By Rica Lewis ; Updated June 13, 2017

The safety of prescription drugs in pregnancy is based on various factors that are specific to each woman. Many times, the safety of the drugs are uncertain, as studies done on animals may not reflect the same result in humans. Your doctor will use careful judgment to decide whether the benefits outweigh the risks. To assist doctors in deciding, the FDA created pregnancy letter categories to help describe the level of safety according to research. These categories are listed on drug labels, making it simple for doctors, nurses or pharmacists to evaluate the dangers. In addition, these professionals can obtain information from textbooks and research journals.

Category A Drugs

Category A drugs are those that have been studied in pregnant women and found to cause no ill effects. They are among the safest for use and can include folic acid, and levothyroxine (thyroid hormone medicine).

Category B Drugs

Category B drugs are described as those that have not been conclusive in human studies but show no ill effects when tested on pregnant animals. This category also indicates some problems resulted, but none in pregnant women's babies. Examples of these drugs include some antibiotics, such as amoxicillin, nausea medication (Zofran), medication for diabetes (Glucophage) and insulins for the treatment of diabetes (regular and NPH insulin).

Category C Drugs

Category C drugs represent those that are not well studied in humans and had some ill effects on animals. These drugs, however, may still be more useful than harmful. In addition, the research might also indicate a lack of appropriate research in both humans and animals.

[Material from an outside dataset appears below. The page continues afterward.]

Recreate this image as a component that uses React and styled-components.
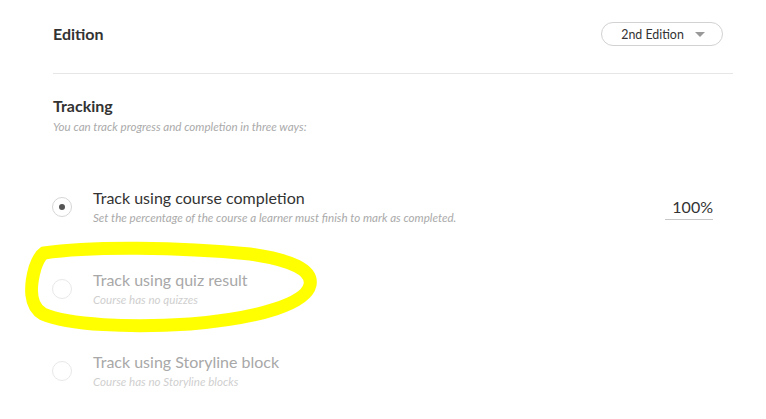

Examples include medicines for yeast infections (Diflucan) asthma medications (albuterol) and depression medications like Zoloft and Prozac.

Categogy D Drugs

Category D drugs are riskier medications that confirm some babies of pregnant women were born with problems related to the medication. Your doctor will decide if the risk is worth taking based on the need for the drug. Examples include depression medications (Paxil) seizure medications (Dilantin), certain chemotherapy drugs and bipolar drugs (lithium). In some cases, a mother may have side effects of a disorder that pose a greater danger to herself and her baby without medication and would likely be instructed to continue her medication throughout pregnancy.